Of course, practically speaking, there will still only be a few people with whom we can really invest the time into developing a very close, special bond—perhaps we could even count them on one hand. Even Christ, with as many followers as He had, put special effort into relationships with just 12, and among those 12 there was one with whom He had an exceptionally close relationship (John 13:23).
Nevertheless, the potential for real depth in all our Christian relationships is tremendous. Are we really taking advantage of this resource God has given us? Are we making our conversations a deeply fulfilling training ground for our spiritual character development?
Are we putting forth the effort to have deep, fulfilling fellowship with God the Father and Jesus Christ in our prayer and our Bible study? So that we can be filled to abundance in our hearts with the Holy Spirit? So that true Christian fellowship will flow from us—encouraging, empathizing, provoking, exhorting, lifting up, inspiring, sharpening the character of our fellow brethren in whom dwells the same Spirit of God? Are we really drawing closer to each other, being fitly framed together as one Body (Ephesians 2:20-22), all helping each other to draw closer to the Father and to Christ?
Just spending time together isn’t enough. God wants us to have true Christian fellowship! The highest form of fellowship!

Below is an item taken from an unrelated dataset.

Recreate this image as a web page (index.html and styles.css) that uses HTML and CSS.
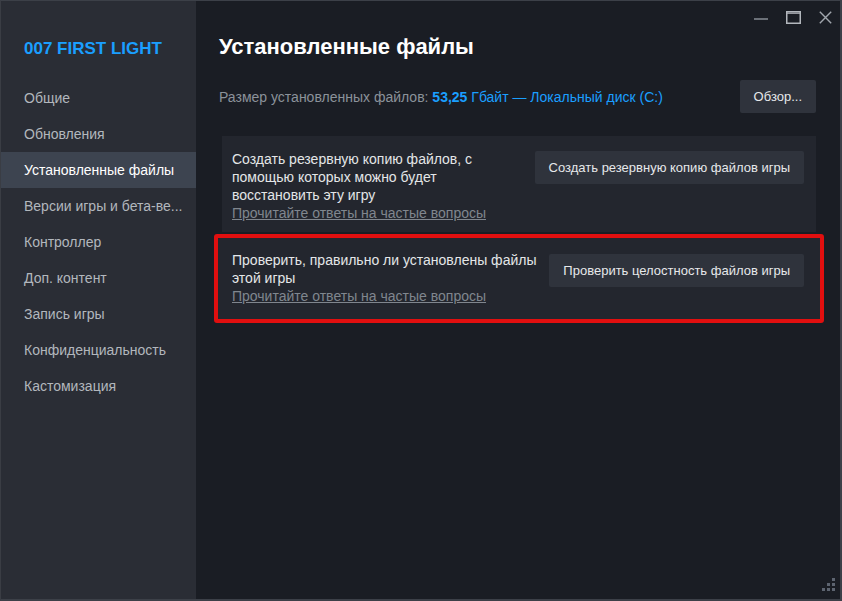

God wants us to fellowship firstly with Him—a deep, personal relationship. He wants our fellowship with the brethren to be an abundant, natural outgrowth of that. He wants us to have deep, personal relationships with each other, fulfilling His love in our dealings with all His children. He wants us to exert great effort—to challenge ourselves—and then to reap the richly rewarding benefits of relating to God and to each other on the spiritual plane, enjoying true Christian fellowship.